Written instruction » Identify the lines that contain the string "components" and copy all of them.

Available data »
<<<<

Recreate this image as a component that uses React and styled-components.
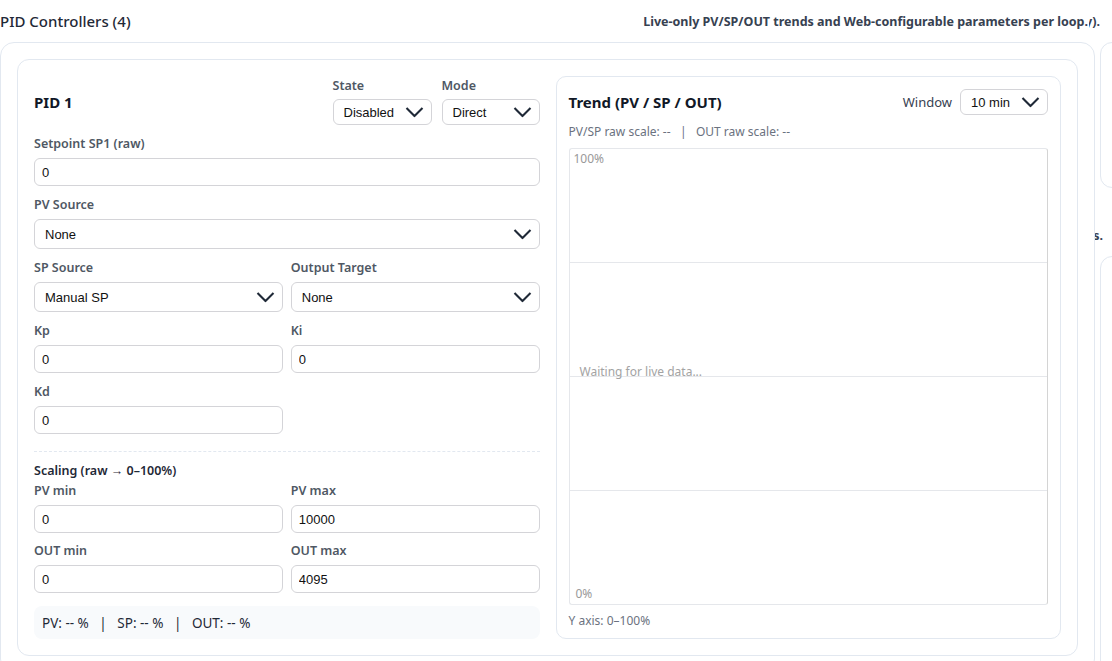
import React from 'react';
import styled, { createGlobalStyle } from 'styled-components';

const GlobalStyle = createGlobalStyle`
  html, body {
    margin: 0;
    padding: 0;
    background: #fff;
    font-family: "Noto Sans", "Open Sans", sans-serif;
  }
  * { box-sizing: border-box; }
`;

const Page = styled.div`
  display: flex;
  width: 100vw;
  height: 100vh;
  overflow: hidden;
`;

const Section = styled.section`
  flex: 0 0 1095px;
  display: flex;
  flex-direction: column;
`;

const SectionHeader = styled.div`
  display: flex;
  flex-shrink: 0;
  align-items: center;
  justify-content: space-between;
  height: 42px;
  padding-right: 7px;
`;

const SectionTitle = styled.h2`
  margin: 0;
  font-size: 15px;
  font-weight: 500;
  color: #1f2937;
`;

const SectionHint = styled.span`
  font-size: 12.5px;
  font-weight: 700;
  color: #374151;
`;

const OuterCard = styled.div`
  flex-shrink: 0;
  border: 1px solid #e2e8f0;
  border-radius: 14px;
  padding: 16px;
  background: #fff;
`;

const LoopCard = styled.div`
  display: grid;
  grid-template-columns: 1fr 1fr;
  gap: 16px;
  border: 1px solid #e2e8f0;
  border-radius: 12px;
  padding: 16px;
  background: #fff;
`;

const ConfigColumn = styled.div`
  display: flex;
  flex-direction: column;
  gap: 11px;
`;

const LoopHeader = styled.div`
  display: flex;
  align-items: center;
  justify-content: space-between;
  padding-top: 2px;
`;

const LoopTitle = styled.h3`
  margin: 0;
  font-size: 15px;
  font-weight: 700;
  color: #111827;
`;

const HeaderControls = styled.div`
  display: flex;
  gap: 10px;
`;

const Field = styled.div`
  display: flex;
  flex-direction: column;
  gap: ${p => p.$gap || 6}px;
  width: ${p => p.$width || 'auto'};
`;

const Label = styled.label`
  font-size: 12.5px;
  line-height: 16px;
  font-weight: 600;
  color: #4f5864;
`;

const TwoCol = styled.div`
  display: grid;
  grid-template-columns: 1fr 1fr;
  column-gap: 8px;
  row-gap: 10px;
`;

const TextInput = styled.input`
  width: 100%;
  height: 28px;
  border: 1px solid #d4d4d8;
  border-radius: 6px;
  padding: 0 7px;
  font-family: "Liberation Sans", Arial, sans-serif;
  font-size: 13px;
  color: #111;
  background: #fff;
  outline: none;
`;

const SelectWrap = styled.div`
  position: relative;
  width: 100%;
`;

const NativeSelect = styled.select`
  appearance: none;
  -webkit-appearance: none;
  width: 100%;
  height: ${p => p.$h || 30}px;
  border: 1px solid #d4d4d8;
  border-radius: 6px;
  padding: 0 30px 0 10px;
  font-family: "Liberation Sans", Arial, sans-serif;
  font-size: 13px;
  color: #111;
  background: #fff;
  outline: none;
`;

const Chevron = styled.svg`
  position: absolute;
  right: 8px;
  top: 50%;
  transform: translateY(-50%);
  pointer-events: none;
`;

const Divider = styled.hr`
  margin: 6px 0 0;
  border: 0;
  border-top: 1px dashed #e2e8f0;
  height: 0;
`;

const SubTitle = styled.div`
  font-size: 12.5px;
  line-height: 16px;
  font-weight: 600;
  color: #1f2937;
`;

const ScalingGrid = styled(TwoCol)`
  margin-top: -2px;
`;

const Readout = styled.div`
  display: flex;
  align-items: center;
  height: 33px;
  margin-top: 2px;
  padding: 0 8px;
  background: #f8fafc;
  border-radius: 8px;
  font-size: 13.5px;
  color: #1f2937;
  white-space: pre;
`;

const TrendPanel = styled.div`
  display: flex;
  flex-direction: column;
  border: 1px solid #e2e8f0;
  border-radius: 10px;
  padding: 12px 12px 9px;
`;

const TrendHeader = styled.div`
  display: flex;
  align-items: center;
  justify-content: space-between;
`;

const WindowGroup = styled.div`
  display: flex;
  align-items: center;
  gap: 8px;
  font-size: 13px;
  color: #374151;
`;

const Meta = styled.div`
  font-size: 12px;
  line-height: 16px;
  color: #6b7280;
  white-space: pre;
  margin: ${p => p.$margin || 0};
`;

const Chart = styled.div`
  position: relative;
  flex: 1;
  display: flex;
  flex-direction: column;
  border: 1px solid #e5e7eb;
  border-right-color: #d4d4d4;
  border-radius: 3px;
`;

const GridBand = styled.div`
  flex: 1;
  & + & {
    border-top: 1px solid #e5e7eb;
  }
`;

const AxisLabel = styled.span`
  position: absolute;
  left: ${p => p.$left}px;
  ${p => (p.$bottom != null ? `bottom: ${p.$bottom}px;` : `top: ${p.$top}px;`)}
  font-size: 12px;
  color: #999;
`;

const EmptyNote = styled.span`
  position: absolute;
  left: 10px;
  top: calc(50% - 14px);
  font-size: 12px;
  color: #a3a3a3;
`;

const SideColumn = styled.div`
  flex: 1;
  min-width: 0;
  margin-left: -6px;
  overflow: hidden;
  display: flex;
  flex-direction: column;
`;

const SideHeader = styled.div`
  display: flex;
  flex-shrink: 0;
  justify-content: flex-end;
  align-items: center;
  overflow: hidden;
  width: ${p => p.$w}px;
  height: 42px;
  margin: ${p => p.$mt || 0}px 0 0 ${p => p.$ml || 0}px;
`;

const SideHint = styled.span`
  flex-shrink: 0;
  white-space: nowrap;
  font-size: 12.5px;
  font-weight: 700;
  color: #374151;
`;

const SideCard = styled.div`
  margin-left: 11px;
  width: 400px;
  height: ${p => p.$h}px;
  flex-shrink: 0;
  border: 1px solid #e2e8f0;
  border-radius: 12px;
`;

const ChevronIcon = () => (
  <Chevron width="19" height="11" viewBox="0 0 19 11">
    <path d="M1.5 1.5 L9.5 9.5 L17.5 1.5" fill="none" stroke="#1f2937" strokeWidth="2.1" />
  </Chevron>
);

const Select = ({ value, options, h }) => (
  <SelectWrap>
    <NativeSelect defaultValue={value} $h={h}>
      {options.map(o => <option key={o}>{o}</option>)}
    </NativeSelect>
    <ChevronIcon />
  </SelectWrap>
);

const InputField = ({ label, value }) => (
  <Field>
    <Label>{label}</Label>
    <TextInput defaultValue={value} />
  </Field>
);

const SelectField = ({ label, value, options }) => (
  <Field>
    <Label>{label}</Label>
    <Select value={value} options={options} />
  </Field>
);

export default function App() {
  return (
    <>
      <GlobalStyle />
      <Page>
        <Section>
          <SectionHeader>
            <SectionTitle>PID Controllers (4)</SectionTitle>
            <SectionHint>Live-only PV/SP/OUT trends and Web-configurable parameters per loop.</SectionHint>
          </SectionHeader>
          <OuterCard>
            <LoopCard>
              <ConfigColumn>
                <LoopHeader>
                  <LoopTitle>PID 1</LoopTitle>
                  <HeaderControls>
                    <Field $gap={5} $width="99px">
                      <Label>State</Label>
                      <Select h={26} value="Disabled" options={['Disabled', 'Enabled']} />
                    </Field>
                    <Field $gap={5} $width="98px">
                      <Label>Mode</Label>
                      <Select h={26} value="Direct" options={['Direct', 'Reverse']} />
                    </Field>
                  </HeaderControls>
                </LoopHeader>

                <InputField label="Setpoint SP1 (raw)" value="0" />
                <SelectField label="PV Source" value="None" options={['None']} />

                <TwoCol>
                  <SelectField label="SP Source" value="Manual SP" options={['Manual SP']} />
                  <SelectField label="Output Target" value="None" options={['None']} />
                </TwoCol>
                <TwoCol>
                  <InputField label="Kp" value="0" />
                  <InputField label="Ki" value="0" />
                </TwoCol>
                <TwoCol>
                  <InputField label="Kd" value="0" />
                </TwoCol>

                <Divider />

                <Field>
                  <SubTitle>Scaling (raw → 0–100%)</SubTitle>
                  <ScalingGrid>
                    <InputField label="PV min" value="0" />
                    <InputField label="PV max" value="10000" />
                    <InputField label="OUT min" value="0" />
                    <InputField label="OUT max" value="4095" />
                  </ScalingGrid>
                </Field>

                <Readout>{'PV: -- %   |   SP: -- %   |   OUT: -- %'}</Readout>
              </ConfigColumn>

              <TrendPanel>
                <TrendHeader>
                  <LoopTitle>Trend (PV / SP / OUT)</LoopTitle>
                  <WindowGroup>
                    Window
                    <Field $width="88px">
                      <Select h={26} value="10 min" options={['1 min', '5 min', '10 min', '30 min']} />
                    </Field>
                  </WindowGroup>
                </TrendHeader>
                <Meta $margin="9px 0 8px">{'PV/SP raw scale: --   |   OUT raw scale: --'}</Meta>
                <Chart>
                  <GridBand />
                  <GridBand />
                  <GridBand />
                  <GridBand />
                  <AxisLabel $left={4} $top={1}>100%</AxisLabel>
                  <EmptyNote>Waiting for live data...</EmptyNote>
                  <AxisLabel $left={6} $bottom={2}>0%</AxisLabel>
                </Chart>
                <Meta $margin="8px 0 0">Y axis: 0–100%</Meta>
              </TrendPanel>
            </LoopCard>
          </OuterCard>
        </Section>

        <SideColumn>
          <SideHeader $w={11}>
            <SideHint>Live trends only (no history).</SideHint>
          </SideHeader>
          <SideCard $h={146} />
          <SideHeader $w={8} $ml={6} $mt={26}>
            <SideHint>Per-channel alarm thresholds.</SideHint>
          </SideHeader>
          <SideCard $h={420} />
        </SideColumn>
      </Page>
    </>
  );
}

>>>>

Written answer »
Recreate this image as a component that uses React and styled-components.
import styled, { createGlobalStyle } from 'styled-components';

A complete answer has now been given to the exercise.